• [What the task requires] Extract every line below that contains the word "index".

• [Source material]
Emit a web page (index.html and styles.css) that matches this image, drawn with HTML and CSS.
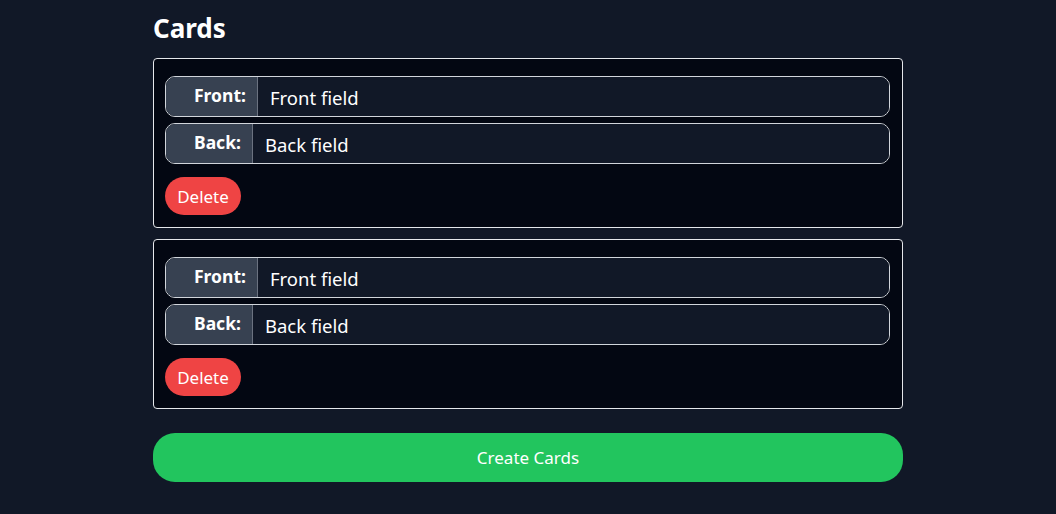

--

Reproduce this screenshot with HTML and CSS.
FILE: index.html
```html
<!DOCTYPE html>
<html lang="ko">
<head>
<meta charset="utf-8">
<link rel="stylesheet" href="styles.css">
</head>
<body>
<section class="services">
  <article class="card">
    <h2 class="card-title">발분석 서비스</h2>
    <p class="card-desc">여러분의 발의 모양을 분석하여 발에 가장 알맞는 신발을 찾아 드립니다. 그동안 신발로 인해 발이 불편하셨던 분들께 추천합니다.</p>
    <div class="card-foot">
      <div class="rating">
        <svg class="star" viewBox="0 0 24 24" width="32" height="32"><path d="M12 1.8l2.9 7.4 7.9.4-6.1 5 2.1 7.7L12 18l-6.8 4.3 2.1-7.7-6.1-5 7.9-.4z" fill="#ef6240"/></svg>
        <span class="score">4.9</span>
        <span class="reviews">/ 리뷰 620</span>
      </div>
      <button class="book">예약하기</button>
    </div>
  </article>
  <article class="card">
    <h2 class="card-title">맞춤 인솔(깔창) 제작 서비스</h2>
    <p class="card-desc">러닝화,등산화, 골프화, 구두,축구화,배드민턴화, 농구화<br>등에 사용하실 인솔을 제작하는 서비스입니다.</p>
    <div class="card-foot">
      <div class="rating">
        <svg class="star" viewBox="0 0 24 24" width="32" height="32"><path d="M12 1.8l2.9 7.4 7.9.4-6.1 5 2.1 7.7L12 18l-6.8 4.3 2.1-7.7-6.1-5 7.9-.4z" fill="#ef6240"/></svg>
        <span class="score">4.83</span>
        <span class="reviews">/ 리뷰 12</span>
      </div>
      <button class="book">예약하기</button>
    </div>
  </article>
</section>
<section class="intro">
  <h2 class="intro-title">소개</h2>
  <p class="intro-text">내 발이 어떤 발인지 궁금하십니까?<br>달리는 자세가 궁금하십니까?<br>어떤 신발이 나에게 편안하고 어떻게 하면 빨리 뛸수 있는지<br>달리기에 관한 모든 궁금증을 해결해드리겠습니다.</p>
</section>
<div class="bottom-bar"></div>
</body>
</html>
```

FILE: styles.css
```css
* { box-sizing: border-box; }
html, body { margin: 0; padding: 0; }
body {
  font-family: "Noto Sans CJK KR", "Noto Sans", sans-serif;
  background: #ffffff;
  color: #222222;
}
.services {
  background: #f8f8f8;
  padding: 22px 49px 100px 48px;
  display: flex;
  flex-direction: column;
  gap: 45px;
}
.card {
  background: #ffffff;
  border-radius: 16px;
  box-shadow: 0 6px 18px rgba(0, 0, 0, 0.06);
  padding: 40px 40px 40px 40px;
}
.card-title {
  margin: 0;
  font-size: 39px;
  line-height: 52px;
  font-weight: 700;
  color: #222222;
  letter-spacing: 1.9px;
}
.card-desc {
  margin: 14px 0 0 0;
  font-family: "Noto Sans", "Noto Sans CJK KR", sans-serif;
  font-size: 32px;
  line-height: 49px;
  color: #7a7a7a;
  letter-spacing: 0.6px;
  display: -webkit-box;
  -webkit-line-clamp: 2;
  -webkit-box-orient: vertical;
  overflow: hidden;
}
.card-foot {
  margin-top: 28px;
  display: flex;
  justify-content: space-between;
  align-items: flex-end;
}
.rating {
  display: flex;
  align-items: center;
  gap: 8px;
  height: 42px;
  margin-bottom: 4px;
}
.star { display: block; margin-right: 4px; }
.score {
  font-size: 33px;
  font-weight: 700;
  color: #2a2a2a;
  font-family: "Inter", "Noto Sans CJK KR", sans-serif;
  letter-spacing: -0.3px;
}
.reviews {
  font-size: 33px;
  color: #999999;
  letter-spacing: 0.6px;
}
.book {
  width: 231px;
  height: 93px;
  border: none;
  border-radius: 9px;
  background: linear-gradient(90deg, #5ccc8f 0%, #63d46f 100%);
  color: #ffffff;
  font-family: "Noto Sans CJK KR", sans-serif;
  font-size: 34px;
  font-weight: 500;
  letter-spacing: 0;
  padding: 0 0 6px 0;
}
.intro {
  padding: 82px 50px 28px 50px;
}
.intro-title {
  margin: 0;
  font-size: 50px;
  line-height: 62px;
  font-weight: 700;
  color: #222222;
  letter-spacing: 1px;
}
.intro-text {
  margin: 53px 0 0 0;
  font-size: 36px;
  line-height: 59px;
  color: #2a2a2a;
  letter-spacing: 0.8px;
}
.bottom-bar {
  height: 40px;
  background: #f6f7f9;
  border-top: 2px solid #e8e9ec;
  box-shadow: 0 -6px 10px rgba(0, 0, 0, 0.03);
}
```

• [Solution for this task]
Emit a web page (index.html and styles.css) that matches this image, drawn with HTML and CSS.
FILE: index.html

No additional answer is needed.